> TASK DETAILS: Pick out each line of the records in which the word "full" appears.

[Start of DATA EXTRACT]

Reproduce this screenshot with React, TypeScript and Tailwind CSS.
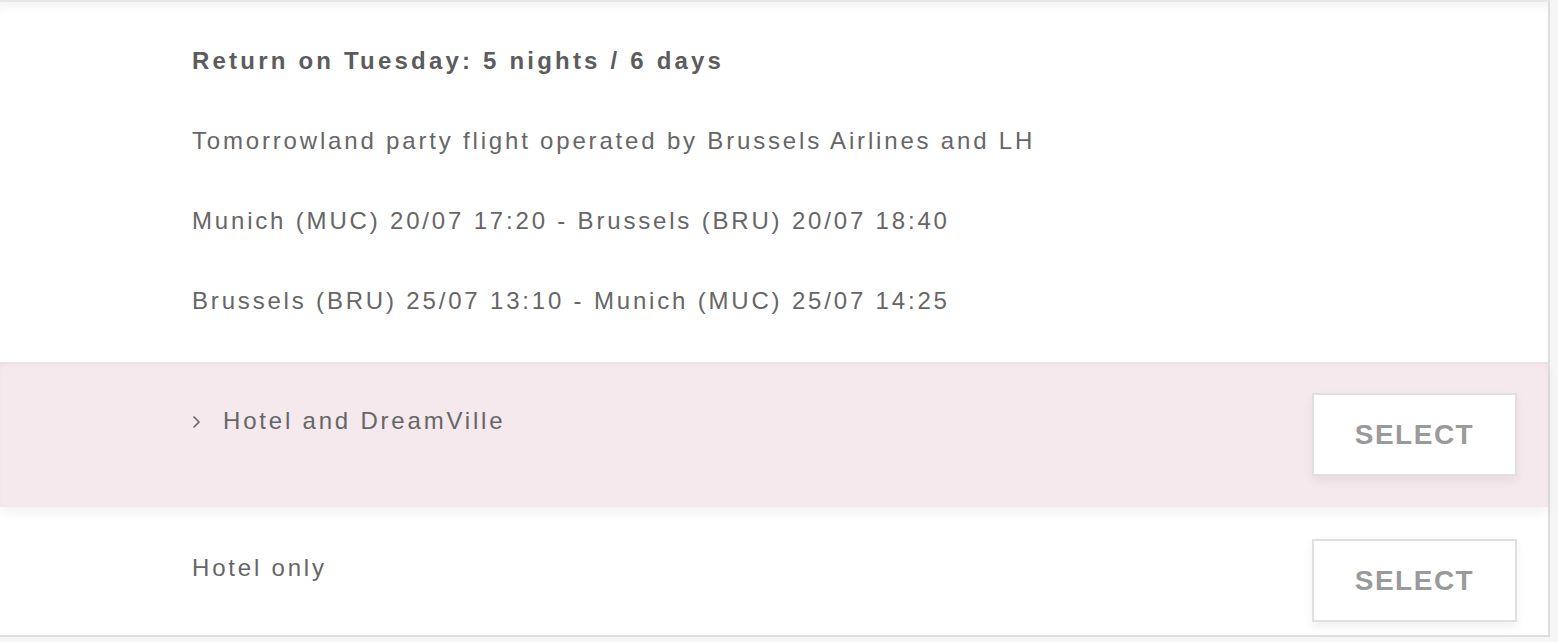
import React from "react";

const font = "font-['Liberation_Sans',Arial,Helvetica,sans-serif]";

function SelectButton() {
  return (
    <button
      className={`w-[205px] h-[83px] shrink-0 bg-white border-2 border-[#e0e0e0] shadow-[0_5px_10px_rgba(0,0,0,0.06)] text-[28px] font-bold tracking-[1.5px] text-[#9a9a9a] ${font}`}
    >
      SELECT
    </button>
  );
}

export default function App() {
  const lines = [
    "Tomorrowland party flight operated by Brussels Airlines and LH",
    "Munich (MUC) 20/07 17:20 - Brussels (BRU) 20/07 18:40",
    "Brussels (BRU) 25/07 13:10 - Munich (MUC) 25/07 14:25",
  ];

  return (
    <div className={`w-full h-[642px] bg-[#f6f6f6] ${font}`}>
      <div className="w-[1550px] bg-white border-t-2 border-t-[#e8e8e8] border-r-2 border-b-2 border-r-[#dedede] border-b-[#dedede]">
        {/* flight details */}
        <div className="pl-[192px] pt-[19px] pb-[21px] shadow-[inset_0_10px_12px_-8px_rgba(0,0,0,0.07)]">
          <div className="h-[80px] flex items-center text-[24px] font-bold tracking-[3.2px] text-[#5c5c5c]">
            Return on Tuesday: 5 nights / 6 days
          </div>
          {lines.map((l) => (
            <div key={l} className="h-[80px] flex items-center text-[24px] tracking-[2.82px] text-[#666]">
              {l}
            </div>
          ))}
        </div>

        {/* hotel + dreamville */}
        <div className="relative z-10 flex items-start justify-between pl-[192px] pr-[31px] py-[31px] bg-[#f5e9ee] shadow-[inset_0_4px_6px_-2px_rgba(0,0,0,0.05),0_6px_12px_rgba(0,0,0,0.05)]">
          <div className="h-[56px] flex items-center text-[24px] tracking-[2.8px] text-[#666]">
            <svg width="9" height="14" viewBox="0 0 9 14" className="mr-[22px] mt-[2px]">
              <path d="M1.5 1.5 L7 7 L1.5 12.5" fill="none" stroke="#666" strokeWidth="1.6" />
            </svg>
            Hotel and DreamVille
          </div>
          <SelectButton />
        </div>

        {/* hotel only */}
        <div className="flex items-start justify-between pl-[192px] pr-[31px] pt-[32px] pb-[13px]">
          <div className="h-[58px] flex items-center text-[24px] tracking-[2.8px] text-[#666]">
            Hotel only
          </div>
          <SelectButton />
        </div>
      </div>
    </div>
  );
}
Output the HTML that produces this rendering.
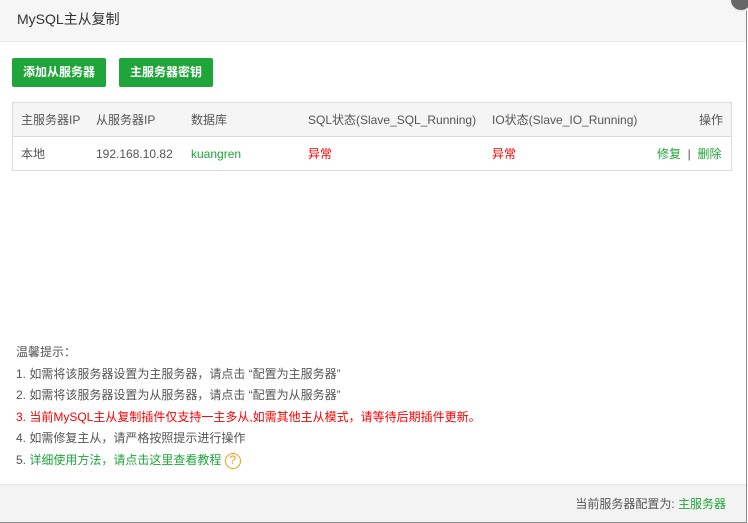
<!DOCTYPE html>
<html><head><meta charset="utf-8"><style>
*{margin:0;padding:0;box-sizing:border-box}
body{width:748px;height:523px;background:#fff;font-family:"Liberation Sans","Noto Sans CJK SC",sans-serif;font-size:12px;color:#555;position:relative;overflow:hidden}
.win{position:absolute;left:0;top:0;width:747px;height:523px;border-right:1px solid #8a8a8a;border-bottom:1px solid #8a8a8a;background:#fff}
.hd{position:absolute;left:0;top:0;width:746px;height:42px;background:#f6f6f6;border-bottom:1px solid #e8e8e8;font-size:14px;color:#333;padding:0 0 0 17px;line-height:38px}
.close{position:absolute;left:729px;top:-12px;width:24px;height:24px;border-radius:50%;background:#666;border:2px solid #eee}
.btn{position:absolute;top:58px;height:29px;background:#20a53a;color:#fff;border-radius:2px;font-size:12px;font-weight:bold;line-height:29px;text-align:center}
.tbl{position:absolute;left:12px;top:102px;width:720px;height:69px;border:1px solid #ddd}
.th{position:absolute;left:0;top:0;width:718px;height:34px;background:#f5f5f5;border-bottom:1px solid #ddd}
.c{position:absolute;white-space:nowrap;line-height:16px;height:16px}
.c *{vertical-align:top}
.tips{position:absolute;left:16px;top:342px;line-height:21.6px}
.ft{position:absolute;left:0;top:484px;width:746px;height:38px;background:#f4f3f3;border-top:1px solid #e6e6e6}
.g{color:#20a53a}.r{color:#f00}
</style></head><body>
<div class="win">
<div class="hd">MySQL主从复制</div>
<div class="close"></div>
<div class="btn" style="left:12px;width:94px">添加从服务器</div>
<div class="btn" style="left:119px;width:94px">主服务器密钥</div>
<div class="tbl">
<div class="th"></div>
<span class="c" style="left:8px;top:9px">主服务器IP</span>
<span class="c" style="left:83px;top:9px">从服务器IP</span>
<span class="c" style="left:178px;top:9px">数据库</span>
<span class="c" style="left:295px;top:9px">SQL状态(Slave_SQL_Running)</span>
<span class="c" style="left:479px;top:9px">IO状态(Slave_IO_Running)</span>
<span class="c" style="left:686px;top:9px">操作</span>
<span class="c" style="left:8px;top:43px">本地</span>
<span class="c" style="left:83px;top:43px">192.168.10.82</span>
<span class="c g" style="left:178px;top:43px">kuangren</span>
<span class="c r" style="left:295px;top:43px">异常</span>
<span class="c r" style="left:479px;top:43px">异常</span>
<span class="c" style="left:644px;top:43px"><span class="g">修复</span> &nbsp;|&nbsp; <span class="g">删除</span></span>
</div>
<div class="tips">
<div>温馨提示：</div>
<div>1. 如需将该服务器设置为主服务器，请点击 “配置为主服务器”</div>
<div>2. 如需将该服务器设置为从服务器，请点击 “配置为从服务器”</div>
<div class="r">3. 当前MySQL主从复制插件仅支持一主多从,如需其他主从模式，请等待后期插件更新。</div>
<div>4. 如需修复主从，请严格按照提示进行操作</div>
<div>5. <span class="g">详细使用方法，请点击这里查看教程</span> <span style="display:inline-block;width:16px;height:16px;border:1.5px solid #f39c12;border-radius:50%;color:#f39c12;text-align:center;line-height:13px;font-size:12px;vertical-align:middle">?</span></div>
</div>
<div class="ft"><span class="c" style="right:20px;top:11px">当前服务器配置为: <span class="g">主服务器</span></span></div>
</div>
</body></html>
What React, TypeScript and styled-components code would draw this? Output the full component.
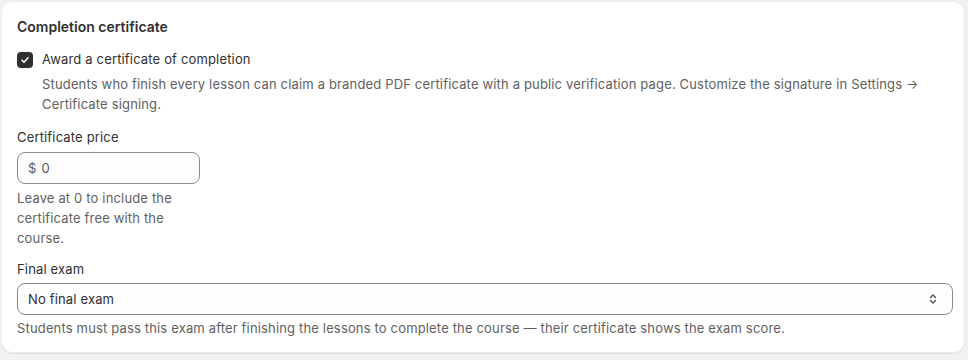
import React from 'react';
import styled, { createGlobalStyle } from 'styled-components';

const GlobalStyle = createGlobalStyle`
  body {
    margin: 0;
    background: #f1f1f1;
    font-family: Inter, "Noto Sans", sans-serif;
    color: #303030;
    -webkit-font-smoothing: antialiased;
  }
`;

const Page = styled.div`
  padding: 1px 3px 7px 1px;
`;

const Card = styled.section`
  background: #ffffff;
  border-radius: 12px;
  box-shadow: 0 1px 0 0 rgba(26, 26, 26, 0.08), inset 0 0 0 1px #ebebeb;
  padding: 16px 12px 15px 16px;
  display: flex;
  flex-direction: column;
  gap: 12px;
  letter-spacing: 0.16px;
`;

const Heading = styled.h2`
  margin: 0;
  font-size: 14px;
  font-weight: 600;
  line-height: 20px;
  letter-spacing: 0;
`;

const CheckRow = styled.div`
  display: grid;
  grid-template-columns: 16px 1fr;
  column-gap: 9px;
  align-items: start;
`;

const Box = styled.span`
  width: 16px;
  height: 16px;
  margin-top: 3px;
  border-radius: 4px;
  background: #303030;
  display: flex;
  align-items: center;
  justify-content: center;
`;

const CheckLabel = styled.div`
  font-size: 13px;
  line-height: 20px;
`;

const Help = styled.p<{ $gap?: number; $narrow?: boolean }>`
  margin: ${p => p.$gap ?? 4}px 0 0;
  font-size: 13px;
  line-height: 20px;
  color: #616161;
  max-width: ${p => (p.$narrow ? '183px' : 'none')};
`;

const Field = styled.div<{ $width?: string; $offset?: number }>`
  display: flex;
  flex-direction: column;
  width: ${p => p.$width ?? 'auto'};
  margin-top: ${p => p.$offset ?? 0}px;
`;

const Label = styled.label<{ $gap?: number }>`
  font-size: 13px;
  line-height: 20px;
  margin-bottom: ${p => p.$gap ?? 4}px;
`;

const InputBox = styled.div`
  height: 32px;
  box-sizing: border-box;
  border: 1px solid #8a8a8a;
  border-radius: 8px;
  background: #fdfdfd;
  display: flex;
  align-items: center;
  padding: 0 11px 0 10px;
  gap: 5px;
  font-size: 13px;
  color: #303030;
`;

const Muted = styled.span`
  color: #5c5c5c;
`;

const SelectBox = styled(InputBox)`
  justify-content: space-between;
`;

const Chevrons = () => (
  <svg width="16" height="16" viewBox="0 0 16 16" fill="none" stroke="#4a4a4a" strokeWidth="1.3" strokeLinecap="round" strokeLinejoin="round">
    <path d="M5.5 6.5 8 4l2.5 2.5" />
    <path d="M5.5 9.5 8 12l2.5-2.5" />
  </svg>
);

export default function App() {
  return (
    <Page>
      <GlobalStyle />
      <Card>
        <Heading>Completion certificate</Heading>
        <CheckRow>
          <Box>
            <svg width="12" height="12" viewBox="0 0 12 12" fill="none" stroke="#fff" strokeWidth="1.6" strokeLinecap="round" strokeLinejoin="round">
              <path d="M3 6.2 5 8.2 9 3.8" />
            </svg>
          </Box>
          <CheckLabel>Award a certificate of completion</CheckLabel>
          <span />
          <Help $gap={5}>
            Students who finish every lesson can claim a branded PDF certificate with a public verification page. Customize the signature in Settings → Certificate signing.
          </Help>
        </CheckRow>
        <Field $width="183px" $offset={1}>
          <Label $gap={5}>Certificate price</Label>
          <InputBox>
            <Muted>$</Muted>
            <Muted>0</Muted>
          </InputBox>
          <Help $narrow>Leave at 0 to include the certificate free with the course.</Help>
        </Field>
        <Field $offset={-1}>
          <Label $gap={4}>Final exam</Label>
          <SelectBox>
            <span>No final exam</span>
            <Chevrons />
          </SelectBox>
          <Help $gap={3}>Students must pass this exam after finishing the lessons to complete the course — their certificate shows the exam score.</Help>
        </Field>
      </Card>
    </Page>
  );
}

[End of DATA EXTRACT]

> WRITTEN RESPONSE:
    <div className={`w-full h-[642px] bg-[#f6f6f6] ${font}`}>
What React, TypeScript and styled-components code would draw this? Output the full component.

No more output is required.